The new owners of the Bradshaw’s home weren’t home which ruled out any backyard exploration so I walked up the street to The Trail. When I got there I was saddened to see the trailhead even more littered that it had been on the day of our descent; more torn-out pages too decomposed to read, more smashed soda cans (one of them Shasta Draft Orange Soda, mute testimony to one of the odder marketing ploys of the late sixties) and what I hoped wasn’t a used condom.
I started down the path and as I walked along I was immediately struck by how smooth and level the trail was. At first I dismissed the change as the effects of erosion over the years but as I got to the edge of the bluff it became evident that it was my frame of reference rather than the terrain that had changed. Mud from a decent rain meant risking a fall by walking the whole trail but as I got to the drop-off over the pool of water I realized it was a moot point. I could see the end of the trail from there and it was much shorter and much less steep than it had seemed all those years ago.
Looking over the edge into the pool was even more disappointing. It was at most a ten foot drop and most of the metallic debris consisted of old Olympia beer cans and a rusted piece of a shopping cart. I shook my head in disgust. William Shatner wearing a toupee, the Monkees not playing their instruments – none of those disappointments could rival the buzz-kill of knowing that our death-defying ride had not really been that death-defying at all.

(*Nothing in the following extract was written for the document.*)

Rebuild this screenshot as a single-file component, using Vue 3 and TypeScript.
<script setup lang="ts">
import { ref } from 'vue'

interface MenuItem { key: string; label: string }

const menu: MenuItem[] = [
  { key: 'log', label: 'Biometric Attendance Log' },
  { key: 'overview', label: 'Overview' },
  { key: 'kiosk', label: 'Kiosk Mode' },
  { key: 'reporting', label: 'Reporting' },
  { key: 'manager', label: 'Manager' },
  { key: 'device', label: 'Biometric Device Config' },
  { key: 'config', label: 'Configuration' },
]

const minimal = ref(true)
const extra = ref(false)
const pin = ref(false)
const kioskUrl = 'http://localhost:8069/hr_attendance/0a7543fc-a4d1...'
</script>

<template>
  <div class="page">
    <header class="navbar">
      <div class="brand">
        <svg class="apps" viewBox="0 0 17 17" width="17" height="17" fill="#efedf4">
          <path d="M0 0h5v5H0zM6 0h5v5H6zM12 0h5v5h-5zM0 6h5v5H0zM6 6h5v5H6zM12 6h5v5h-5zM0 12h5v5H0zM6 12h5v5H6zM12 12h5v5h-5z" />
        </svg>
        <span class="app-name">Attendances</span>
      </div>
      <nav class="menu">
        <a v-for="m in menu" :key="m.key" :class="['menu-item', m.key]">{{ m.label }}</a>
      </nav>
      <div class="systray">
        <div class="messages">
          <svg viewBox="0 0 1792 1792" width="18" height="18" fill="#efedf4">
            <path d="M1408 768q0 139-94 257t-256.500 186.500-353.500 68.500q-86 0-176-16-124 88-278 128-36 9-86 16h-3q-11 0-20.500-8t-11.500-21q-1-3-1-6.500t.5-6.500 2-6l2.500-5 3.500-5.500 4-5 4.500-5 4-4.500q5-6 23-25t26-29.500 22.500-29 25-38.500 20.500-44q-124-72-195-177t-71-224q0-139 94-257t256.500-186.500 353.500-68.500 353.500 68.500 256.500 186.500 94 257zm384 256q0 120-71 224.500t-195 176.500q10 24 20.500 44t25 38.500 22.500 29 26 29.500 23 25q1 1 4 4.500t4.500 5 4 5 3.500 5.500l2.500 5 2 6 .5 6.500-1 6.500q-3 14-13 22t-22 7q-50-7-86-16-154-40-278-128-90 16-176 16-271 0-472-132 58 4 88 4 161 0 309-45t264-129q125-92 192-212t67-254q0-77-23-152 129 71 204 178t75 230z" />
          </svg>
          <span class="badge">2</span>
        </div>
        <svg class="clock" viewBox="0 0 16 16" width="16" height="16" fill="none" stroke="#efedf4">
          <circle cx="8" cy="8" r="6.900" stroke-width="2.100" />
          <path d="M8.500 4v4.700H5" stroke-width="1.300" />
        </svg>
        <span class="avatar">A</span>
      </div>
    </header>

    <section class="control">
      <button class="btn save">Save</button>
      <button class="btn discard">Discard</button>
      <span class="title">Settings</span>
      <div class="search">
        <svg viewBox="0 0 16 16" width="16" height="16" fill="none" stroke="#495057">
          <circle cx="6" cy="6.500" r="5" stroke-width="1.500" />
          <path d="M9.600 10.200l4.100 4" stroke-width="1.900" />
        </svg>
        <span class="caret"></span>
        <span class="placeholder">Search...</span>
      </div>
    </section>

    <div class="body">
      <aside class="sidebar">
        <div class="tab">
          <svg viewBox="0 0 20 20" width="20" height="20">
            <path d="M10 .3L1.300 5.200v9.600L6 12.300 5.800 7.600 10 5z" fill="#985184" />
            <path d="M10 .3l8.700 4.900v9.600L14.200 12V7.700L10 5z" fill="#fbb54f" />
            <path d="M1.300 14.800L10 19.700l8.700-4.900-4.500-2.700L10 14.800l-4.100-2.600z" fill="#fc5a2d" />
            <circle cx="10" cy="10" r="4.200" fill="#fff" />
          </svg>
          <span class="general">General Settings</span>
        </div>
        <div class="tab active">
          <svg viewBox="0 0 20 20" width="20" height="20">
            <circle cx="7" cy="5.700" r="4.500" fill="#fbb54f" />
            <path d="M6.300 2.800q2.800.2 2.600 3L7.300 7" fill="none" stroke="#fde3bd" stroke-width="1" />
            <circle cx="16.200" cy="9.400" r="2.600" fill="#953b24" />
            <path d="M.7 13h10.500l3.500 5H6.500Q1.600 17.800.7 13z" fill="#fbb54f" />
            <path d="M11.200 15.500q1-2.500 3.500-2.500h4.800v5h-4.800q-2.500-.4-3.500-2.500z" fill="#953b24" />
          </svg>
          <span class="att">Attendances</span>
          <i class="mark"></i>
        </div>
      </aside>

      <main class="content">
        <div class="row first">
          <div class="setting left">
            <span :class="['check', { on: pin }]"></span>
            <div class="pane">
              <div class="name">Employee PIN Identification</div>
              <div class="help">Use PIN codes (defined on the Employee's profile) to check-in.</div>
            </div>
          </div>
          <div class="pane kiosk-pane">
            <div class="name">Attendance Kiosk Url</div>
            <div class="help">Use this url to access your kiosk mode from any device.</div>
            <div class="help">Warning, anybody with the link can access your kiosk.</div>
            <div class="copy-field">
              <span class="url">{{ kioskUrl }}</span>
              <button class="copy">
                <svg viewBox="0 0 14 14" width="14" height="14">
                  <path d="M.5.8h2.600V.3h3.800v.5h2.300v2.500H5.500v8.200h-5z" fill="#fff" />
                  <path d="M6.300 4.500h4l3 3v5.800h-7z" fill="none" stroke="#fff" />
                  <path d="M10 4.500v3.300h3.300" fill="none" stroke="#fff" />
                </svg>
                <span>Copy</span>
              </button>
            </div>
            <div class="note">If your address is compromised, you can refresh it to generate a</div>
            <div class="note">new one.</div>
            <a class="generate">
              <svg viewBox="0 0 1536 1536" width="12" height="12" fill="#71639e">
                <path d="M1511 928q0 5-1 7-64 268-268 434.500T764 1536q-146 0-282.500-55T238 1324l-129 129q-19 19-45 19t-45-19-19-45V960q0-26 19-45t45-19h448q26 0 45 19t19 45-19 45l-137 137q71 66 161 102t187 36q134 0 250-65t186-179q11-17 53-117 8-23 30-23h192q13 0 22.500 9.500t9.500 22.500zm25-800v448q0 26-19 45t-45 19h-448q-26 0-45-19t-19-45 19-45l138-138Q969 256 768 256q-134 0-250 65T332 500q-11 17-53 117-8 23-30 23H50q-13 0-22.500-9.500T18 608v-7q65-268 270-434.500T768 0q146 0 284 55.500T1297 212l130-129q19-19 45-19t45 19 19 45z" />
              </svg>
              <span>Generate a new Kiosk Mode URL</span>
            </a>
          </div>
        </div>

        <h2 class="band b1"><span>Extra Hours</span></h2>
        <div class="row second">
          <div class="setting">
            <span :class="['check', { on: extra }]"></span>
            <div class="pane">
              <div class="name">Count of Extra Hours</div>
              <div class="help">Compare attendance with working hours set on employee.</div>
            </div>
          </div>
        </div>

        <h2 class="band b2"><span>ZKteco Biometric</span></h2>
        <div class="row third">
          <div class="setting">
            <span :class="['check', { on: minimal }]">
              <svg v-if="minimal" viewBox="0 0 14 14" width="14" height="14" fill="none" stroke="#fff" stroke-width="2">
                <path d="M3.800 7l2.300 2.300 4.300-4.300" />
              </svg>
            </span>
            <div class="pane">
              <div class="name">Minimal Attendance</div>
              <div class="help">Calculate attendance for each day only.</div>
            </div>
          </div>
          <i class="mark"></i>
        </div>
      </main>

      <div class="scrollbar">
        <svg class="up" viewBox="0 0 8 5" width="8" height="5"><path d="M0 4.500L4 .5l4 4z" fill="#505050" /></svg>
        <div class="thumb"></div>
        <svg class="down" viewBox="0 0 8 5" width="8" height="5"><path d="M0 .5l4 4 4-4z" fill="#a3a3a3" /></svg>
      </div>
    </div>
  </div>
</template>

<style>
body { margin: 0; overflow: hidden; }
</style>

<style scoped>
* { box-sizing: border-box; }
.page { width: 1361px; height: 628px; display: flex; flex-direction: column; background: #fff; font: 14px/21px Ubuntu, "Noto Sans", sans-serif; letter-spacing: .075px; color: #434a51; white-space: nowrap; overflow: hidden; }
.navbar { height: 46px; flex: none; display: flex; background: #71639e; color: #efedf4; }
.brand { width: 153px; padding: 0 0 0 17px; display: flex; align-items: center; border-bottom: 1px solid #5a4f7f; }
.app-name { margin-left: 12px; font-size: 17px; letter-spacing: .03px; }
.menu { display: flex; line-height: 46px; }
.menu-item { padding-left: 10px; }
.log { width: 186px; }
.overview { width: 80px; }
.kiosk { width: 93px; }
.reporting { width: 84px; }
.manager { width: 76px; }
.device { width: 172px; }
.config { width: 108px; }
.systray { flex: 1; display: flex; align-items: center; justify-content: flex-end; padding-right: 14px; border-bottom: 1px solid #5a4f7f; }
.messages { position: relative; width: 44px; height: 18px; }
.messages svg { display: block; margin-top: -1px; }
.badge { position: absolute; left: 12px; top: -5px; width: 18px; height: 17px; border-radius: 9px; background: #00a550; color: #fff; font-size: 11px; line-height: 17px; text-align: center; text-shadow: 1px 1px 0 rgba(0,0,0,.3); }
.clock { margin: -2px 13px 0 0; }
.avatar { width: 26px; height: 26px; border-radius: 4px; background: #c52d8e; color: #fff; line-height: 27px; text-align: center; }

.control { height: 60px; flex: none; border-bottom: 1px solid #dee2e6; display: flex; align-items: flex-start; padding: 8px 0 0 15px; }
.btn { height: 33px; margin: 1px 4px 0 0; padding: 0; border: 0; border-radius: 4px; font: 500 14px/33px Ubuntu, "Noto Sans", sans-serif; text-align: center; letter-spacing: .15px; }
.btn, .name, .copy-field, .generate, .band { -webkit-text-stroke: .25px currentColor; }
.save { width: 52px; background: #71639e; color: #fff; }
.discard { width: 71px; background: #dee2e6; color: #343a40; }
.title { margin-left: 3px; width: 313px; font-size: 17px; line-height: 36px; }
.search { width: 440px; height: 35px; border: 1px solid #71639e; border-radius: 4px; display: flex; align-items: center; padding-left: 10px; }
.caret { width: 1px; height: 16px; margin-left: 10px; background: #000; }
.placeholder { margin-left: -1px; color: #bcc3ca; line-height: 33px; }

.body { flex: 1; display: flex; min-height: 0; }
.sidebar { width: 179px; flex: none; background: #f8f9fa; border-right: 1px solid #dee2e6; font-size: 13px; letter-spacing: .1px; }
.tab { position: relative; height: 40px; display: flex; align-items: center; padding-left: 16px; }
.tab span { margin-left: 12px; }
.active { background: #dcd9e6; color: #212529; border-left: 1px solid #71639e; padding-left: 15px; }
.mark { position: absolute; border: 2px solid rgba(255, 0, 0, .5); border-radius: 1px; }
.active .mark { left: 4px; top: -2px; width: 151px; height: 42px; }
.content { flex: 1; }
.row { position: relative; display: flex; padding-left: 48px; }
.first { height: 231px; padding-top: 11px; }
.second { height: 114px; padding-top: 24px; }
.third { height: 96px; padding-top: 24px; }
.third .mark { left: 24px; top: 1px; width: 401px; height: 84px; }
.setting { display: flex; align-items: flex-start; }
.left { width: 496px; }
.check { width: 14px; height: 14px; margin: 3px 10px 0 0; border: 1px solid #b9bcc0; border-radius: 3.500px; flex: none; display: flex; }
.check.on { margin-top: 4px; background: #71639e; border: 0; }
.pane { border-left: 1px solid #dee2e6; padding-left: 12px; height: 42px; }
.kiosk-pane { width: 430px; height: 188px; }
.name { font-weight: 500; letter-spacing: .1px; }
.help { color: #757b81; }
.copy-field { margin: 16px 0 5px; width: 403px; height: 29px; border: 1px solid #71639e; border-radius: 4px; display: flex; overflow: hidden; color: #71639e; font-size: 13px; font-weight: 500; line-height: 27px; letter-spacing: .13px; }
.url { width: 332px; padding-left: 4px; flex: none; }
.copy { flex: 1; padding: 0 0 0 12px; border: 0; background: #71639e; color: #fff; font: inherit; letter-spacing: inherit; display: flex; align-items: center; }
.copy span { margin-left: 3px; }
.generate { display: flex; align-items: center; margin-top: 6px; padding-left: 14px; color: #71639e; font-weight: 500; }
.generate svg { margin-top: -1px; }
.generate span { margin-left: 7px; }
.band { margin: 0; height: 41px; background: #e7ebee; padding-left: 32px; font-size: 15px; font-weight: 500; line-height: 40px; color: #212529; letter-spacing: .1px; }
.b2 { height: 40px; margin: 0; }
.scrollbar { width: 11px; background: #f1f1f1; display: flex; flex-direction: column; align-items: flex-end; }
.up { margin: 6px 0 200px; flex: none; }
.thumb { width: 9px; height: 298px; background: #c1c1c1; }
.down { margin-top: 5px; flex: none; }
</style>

I hiked back up the hill, scowling as I tried to make sense of it all. Suddenly it hit me: the strap-hanging rich kid with the English racer! He never met up with us at the bottom of the hill – and for that matter I didn’t see him around Zsa-Zsa’s neighborhood again after that day. Had we just scared him off or did something happen to him on the ride down? Hmmmm. Just moments ago when I was looking at the pool of water there had been the slightest glint of pinkish-red between the shopping cart and beer.
I started to turn back to check the pool one more time….then stopped, smiled and walked back up to the car. Let the legend of the Trail live on!